The Impact of Paresky Commons Workers in the Andover Community Cultural Connection and Disconnection Between Andover Students and Paresky Workers

Pouring coffee and wiping down tables are just a few of the jobs Paresky Commons kitchen and Susie’s staff do each day to provide meals for the Andover community. Employed by Aramark, many commute from Lawrence each day to their job at Andover. Over the years of Aramark’s partnership with Andover, many of the employees have formed relationships with a number of students and their own co-workers. 

Many of the Paresky workers get along with the student body at Andover. Paresky worker Zulema Jiménez serves coffee during breakfast and lunch. According to Jiménez, many of the students are amicable. 

“[The students] are very educated, very friendly. There are good relationships [between​ the students and the workers…] We treat each other like family [at Andover] because most of our time will be spent here,” said Jiménez. 

Karina Reynoso, a worker at Susie’s, shared that the Andover community treats her and other Aramark employees fondly despite their level of shared cultural connection with them. 

“There isn’t a cultural barrier because you [students] talk a lot with us, ask us questions, and at times the students are also from where we’re from. [We have] very good relationships. [There is] not a wall [between students and Paresky workers], but we still respect each other because we’re adults and you guys are students, obviously,” said Reynoso. 

Despite Reynoso’s perspective, some students do find that there is a cultural barrier. Ben Perez ’23, a Latino, Spanish-speaking student, observed that there is a potential language barrier that exists between students who are not comfortable with speaking Spanish and Paresky workers, who predominantly speak Spanish.

“I think [a cultural barrier exists] a little, especially between […] the students that don’t speak Spanish. If [someone] speaks Spanish, it helps their communication with Commons workers a lot,” said Perez. “For me personally, I always speak with them because the majority of them are from Lawrence, and I’m from Boston, and I go to Lawrence a lot to get my hair cut or eat, things like that. But I imagine that yes, I can see how there could be a difference between a student from Greenwich, Connecticut and someone from [Lawrence, for example]. It can be very different.” 

Ozochi Onunaku ’25, a two-year lower, has also found there to be a cultural barrier of sorts. He attributed it mainly to language, which he reported could evolve into small acts of inconsideration.
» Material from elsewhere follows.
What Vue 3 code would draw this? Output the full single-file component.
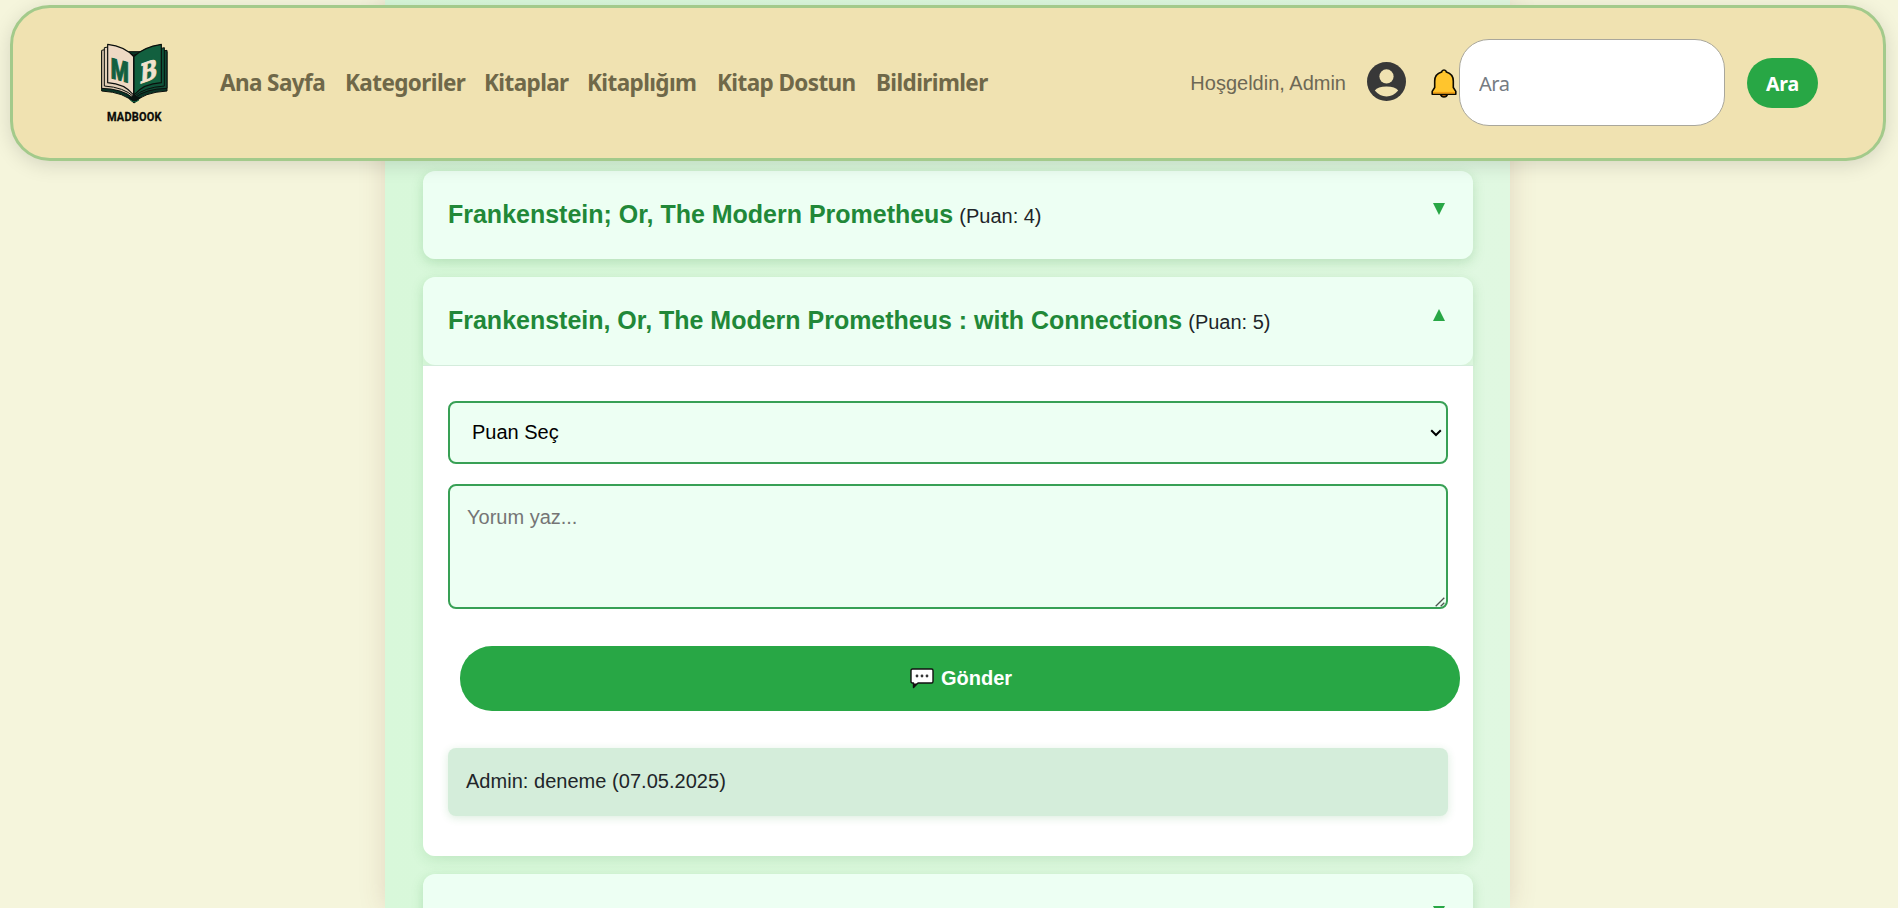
<script setup>
import { ref } from 'vue'

const links = [
  { label: 'Ana Sayfa', cls: 'l1' },
  { label: 'Kategoriler', cls: 'l2' },
  { label: 'Kitaplar', cls: 'l3' },
  { label: 'Kitaplığım', cls: 'l4' },
  { label: 'Kitap Dostun', cls: 'l5' },
  { label: 'Bildirimler', cls: 'l6' }
]

const books = ref([
  { title: 'Frankenstein; Or, The Modern Prometheus', score: 4, open: false },
  {
    title: 'Frankenstein, Or, The Modern Prometheus : with Connections',
    score: 5,
    open: true,
    comments: ['Admin: deneme (07.05.2025)']
  },
  { title: '', score: null, open: false }
])
</script>

<template>
  <div class="page">
    <header class="navbar">
      <svg class="logo" viewBox="0 0 270 285">
        <path d="M35 50 L35 168 Q105 172 132 204 Q160 172 231 168 L231 50 Z" fill="#0a3527" stroke="#0a0f0c" stroke-width="3" stroke-linejoin="round" />
        <path d="M35 46 L35 160 Q98 162 128 188 L128 60 L44 44 Z" fill="#dcc9b0" stroke="#0a0f0c" stroke-width="3" />
        <path d="M43 38 L43 153 Q102 157 131 185 L131 60 L54 36 Z" fill="#e2cfb8" stroke="#0a0f0c" stroke-width="3" />
        <path d="M231 46 L231 160 Q165 162 135 188 L135 60 Z" fill="#0f4a35" stroke="#0a0f0c" stroke-width="3" />
        <path d="M223 38 L223 153 Q162 157 132 185 L132 60 Z" fill="#0f5239" stroke="#0a0f0c" stroke-width="3" />
        <path d="M53 28 Q105 34 131 65 L131 180 Q104 146 53 143 Z" fill="#eed9c4" stroke="#0a0f0c" stroke-width="3.500" stroke-linejoin="round" />
        <path d="M214 28 Q160 36 132 65 L132 180 Q160 146 214 143 Z" fill="#12603f" stroke="#0a0f0c" stroke-width="3.500" stroke-linejoin="round" />
        <path d="M112 187 Q126 188 132 180 Q140 188 155 187 L133 205 Z" fill="#07140f" />
        <path d="M121 195 Q133 206 147 195" fill="none" stroke="#126b49" stroke-width="3" />
        <text class="glyph" transform="matrix(1 .27 0 1 62 129)" fill="#126040" stroke="#126040" font-size="85" textLength="54" lengthAdjust="spacingAndGlyphs">M</text>
        <text class="glyph slab" transform="matrix(1 -.36 -.05 1 149 146)" fill="#f2e2cd" stroke="#f2e2cd" font-size="80" textLength="51" lengthAdjust="spacingAndGlyphs">B</text>
        <text class="brand" transform="matrix(.8 0 0 1 51 257)" font-size="41" textLength="204" lengthAdjust="spacing">MADBOOK</text>
      </svg>

      <nav class="links">
        <a v-for="l in links" :key="l.label" :class="l.cls">{{ l.label }}</a>
      </nav>

      <div class="right">
        <span class="welcome">Hoşgeldin, Admin</span>
        <svg class="avatar" viewBox="0 0 40 40">
          <circle cx="20" cy="20" r="20" fill="#383838" />
          <circle cx="20" cy="14.8" r="7.3" fill="#f0e2b1" />
          <path d="M8 29.3 Q11 25 20 25 Q29 25 32 29.3 Q27 35.3 20 35.3 Q13 35.3 8 29.3 Z" fill="#f0e2b1" />
        </svg>
        <svg class="bell" viewBox="0 0 26 29">
          <path d="M9.3 25 Q10.3 28 13 28 Q15.700 28 16.700 25 Z" fill="#b8690a" stroke="#0d0a00" stroke-width="1.500" />
          <path d="M1.200 25.300 V22.400 L3.700 18.500 V12 Q3.700 5 10.600 3 Q11 1 13 1 Q15 1 15.400 3 Q22.300 5 22.300 12 V18.500 L24.800 22.400 V25.300 Z" fill="#ffc52d" stroke="#0d0a00" stroke-width="1.600" stroke-linejoin="round" />
          <path d="M2 22.900 H24 V24.500 H2 Z" fill="#f2a014" />
        </svg>
        <input class="search" type="text" placeholder="Ara" />
        <button class="search-btn">Ara</button>
      </div>
    </header>

    <main class="container">
      <section v-for="(b, i) in books" :key="i" class="book">
        <div class="head" @click="b.open = !b.open">
          <div class="title"><template v-if="b.title"><strong>{{ b.title }}</strong><span class="score">(Puan: {{ b.score }})</span></template></div>
          <svg class="arrow" viewBox="0 0 12 12">
            <path :d="b.open ? 'M6 0 L12 12 H0 Z' : 'M0 0 H12 L6 12 Z'" fill="#28a745" />
          </svg>
        </div>
        <div v-if="b.open" class="body">
          <div class="wrap">
            <select class="field rate">
              <option>Puan Seç</option>
            </select>
            <svg class="chevron" viewBox="0 0 12 8">
              <path d="M1.200 1.200 L6 6 L10.800 1.200" fill="none" stroke="#000" stroke-width="2" />
            </svg>
          </div>
          <div class="wrap second">
            <textarea class="field note" placeholder="Yorum yaz..."></textarea>
            <svg class="grip" viewBox="0 0 10 10">
              <path d="M0.700 9.300 L9.300 0.700 M5.700 9.300 L9.300 5.700" fill="none" stroke="#4d554f" stroke-width="1.300" />
            </svg>
          </div>
          <button class="send">
            <svg viewBox="0 0 24 21">
              <path d="M2.500 1 H21.500 Q23 1 23 2.500 V13.500 Q23 15 21.500 15 H8 L3.500 19.500 V15 H2.500 Q1 15 1 13.500 V2.500 Q1 1 2.500 1 Z" fill="#fff" stroke="#111" stroke-width="1.400" stroke-linejoin="round" />
              <path d="M3 15.500 H7.500 L3.500 20 Z" fill="#111" />
              <circle cx="7" cy="8" r="1.400" fill="#333" /><circle cx="12" cy="8" r="1.400" fill="#333" /><circle cx="17" cy="8" r="1.400" fill="#333" />
            </svg>
            <span>Gönder</span>
          </button>
          <p v-for="c in b.comments" :key="c" class="comment">{{ c }}</p>
        </div>
      </section>
    </main>
  </div>
</template>

<style>
body {
  background: #fdfdfb;
  overflow: hidden;
}
</style>

<style scoped>
* {
  box-sizing: border-box;
}
.page {
  position: relative;
  width: 1898px;
  height: 908px;
  overflow: hidden;
  background: #f5f5dc;
  font-family: "Liberation Sans", Arial, sans-serif;
  font-size: 20px;
  color: #212529;
}
.navbar {
  position: absolute;
  z-index: 2;
  top: 5px;
  left: 10px;
  width: 1876px;
  height: 156px;
  display: flex;
  align-items: center;
  padding: 0 65px 0 77px;
  background: #f0e2b1;
  border: 3px solid #a3ca8b;
  border-radius: 40px;
  box-shadow: 0 4px 20px rgba(0, 0, 0, 0.13);
}
.logo {
  flex: none;
  width: 90px;
  height: 95px;
  margin-bottom: 1px;
}
.glyph {
  font-family: "Roboto", sans-serif;
  font-weight: 900;
  stroke-width: 3px;
}
.glyph.slab {
  font-family: "DejaVu Serif", serif;
  font-weight: 700;
}
.brand {
  font-family: "Roboto", sans-serif;
  font-weight: 700;
  fill: #0b0b08;
  stroke: #0b0b08;
  stroke-width: 1px;
}
.links {
  display: flex;
  margin: 0 0 1px 40px;
  font-family: "Noto Sans", sans-serif;
  font-weight: 700;
  font-size: 22.5px;
  line-height: 30px;
  color: #6f6849;
  white-space: nowrap;
}
.links a {
  flex: none;
  letter-spacing: -0.6px;
}
.l1 { width: 125px; }
.l2 { width: 139px; }
.l3 { width: 103px; }
.l4 { width: 130px; }
.l5 { width: 159px; }
.l6 { width: 120px; }
.right {
  display: flex;
  align-items: center;
  margin-left: auto;
}
.welcome {
  color: #6d6855;
}
.avatar {
  width: 39px;
  height: 39px;
  margin: 0 25px 4px 21px;
}
.bell {
  width: 26px;
  height: 29px;
  margin: 1px 2px 0 0;
}
.search {
  width: 266px;
  height: 87px;
  margin: 0 22px 1px 0;
  padding: 2px 19px 0;
  border: 1px solid #a9a79c;
  border-radius: 30px;
  background: #fff;
  font: 20px "Noto Sans", sans-serif;
  letter-spacing: -0.5px;
}
.search::placeholder {
  color: #757b82;
}
.search-btn {
  width: 71px;
  height: 50px;
  padding: 1px 0 0;
  border: 0;
  border-radius: 25px;
  background: #28a745;
  color: #fff;
  font: 700 19.5px "Noto Sans", sans-serif;
  letter-spacing: -0.2px;
}
.container {
  width: 1125px;
  height: 908px;
  margin-left: 385px;
  padding: 171px 37px 0 38px;
  background: linear-gradient(90deg, #d8f8da, #e0f8e1);
  box-shadow: 0 0 25px rgba(130, 70, 60, 0.17);
}
.book {
  margin-bottom: 18px;
  border-radius: 12px;
  box-shadow: 0 4px 14px rgba(40, 140, 50, 0.14);
}
.head {
  display: flex;
  justify-content: space-between;
  height: 88px;
  padding: 27px 28px 0 25px;
  background: #edfff3;
  border-radius: 12px;
  box-shadow: 0 3px 8px rgba(40, 140, 50, 0.06);
}
.title {
  line-height: 32px;
  white-space: nowrap;
}
.title strong {
  font-size: 25px;
  letter-spacing: -0.01px;
  color: #218838;
}
.score {
  margin-left: 6px;
}
.arrow {
  width: 12px;
  height: 12px;
  margin-top: 5px;
}
.body {
  display: flex;
  flex-direction: column;
  height: 491px;
  padding: 35px 25px 0;
  background: #fff;
  border-top: 1px solid #d4ecdc;
  border-radius: 0 0 12px 12px;
}
.wrap {
  position: relative;
  width: 1000px;
}
.second {
  margin-top: 20px;
}
.chevron {
  position: absolute;
  right: 6px;
  top: 28px;
  width: 12px;
  height: 8px;
  pointer-events: none;
}
.grip {
  position: absolute;
  right: 3px;
  bottom: 2px;
  width: 10px;
  height: 10px;
  pointer-events: none;
}
.field {
  display: block;
  width: 1000px;
  margin: 0;
  border: 2px solid #38a055;
  border-radius: 8px;
  background: #edfff3;
  font: 20px "Liberation Sans", Arial, sans-serif;
  outline: none;
}
.rate {
  height: 63px;
  padding: 0 0 2px 22px;
  color: #000;
  appearance: none;
}
.note {
  height: 125px;
  padding: 20px 17px;
  resize: none;
}
.note::placeholder {
  color: #757575;
}
.send {
  display: flex;
  align-items: center;
  justify-content: center;
  flex: none;
  gap: 7px;
  width: 1000px;
  height: 65px;
  margin: 37px 0 0 12px;
  padding: 0 0 1px 2px;
  border: 0;
  border-radius: 32px;
  background: #28a745;
  color: #fff;
  font: 700 20px "Liberation Sans", Arial, sans-serif;
}
.send svg {
  width: 24px;
  height: 21px;
}
.comment {
  width: 1000px;
  height: 68px;
  margin: 37px 0 0;
  padding: 0 18px;
  line-height: 67px;
  letter-spacing: 0.03px;
  background: #d4edda;
  border-radius: 8px;
  box-shadow: 0 2px 8px rgba(40, 140, 50, 0.16);
}
</style>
“Because we might speak two different languages, some students don’t really know how to communicate with [Paresky workers], students are not considerate of them, because of the cultural barrier. So, if we were to mess up and spill a drink or something they wouldn’t clean up after themselves, they’re kind of like: ‘these Commons workers got it, they’re cleaning up, I’m chilling,’ something like that. The language barrier can lead to cultural misunderstanding that adds to a gap of understanding between the two groups of people,” said Onunaku. 

However, many students find familiarity in the cultural backgrounds of Paresky staff. Justin Parker ’24 shared their experience as a person of color at the school, and seeing a part of the Andover community with similar demographics to them. 

“I love the Commons workers, they’re really nice and it’s like a way to see me reflected as a [person of color] at a [Predominantly White Institution]. You know, it’s just like sometimes I need familiar faces to see around and they’re really nice, especially once you get to know them… But it’s nice, seeing people that look like you in a place where there are not many people that look like you, it’s validating in a sort of way,” said Parker.

Kamila Garcia ’25, a Dominican student at Andover, had a similar experience to Parker. Garcia mentioned that she regularly speaks to Paresky workers – often about a shared hometown of Lawrence, Massachusetts. 

“I speak to them in Spanish all the time, especially the people in Susie’s. They know that I speak Spanish and I’ll have little conversations with them and stuff like that. I’ve even talked about hair salons in Lawrence with them. So, yeah, definitely there is a cultural connection there,” said Garcia.

Regardless of a person’s experience with Spanish or their ability to communicate with Paresky employees, Perez added that there are small things each student can do to be polite. For example, he suggested, greeting and being friendly with the workers is important to build relationships with them as Andover community members. 

“I think it’s important to always say ‘hi,’ ‘greetings,’ and ‘thank you.’ It’s important to recognize the work that [Paresky workers] do because if they don’t do it, we cannot eat. To show that we see that they are people, not like robots who are only making the food,” said Perez.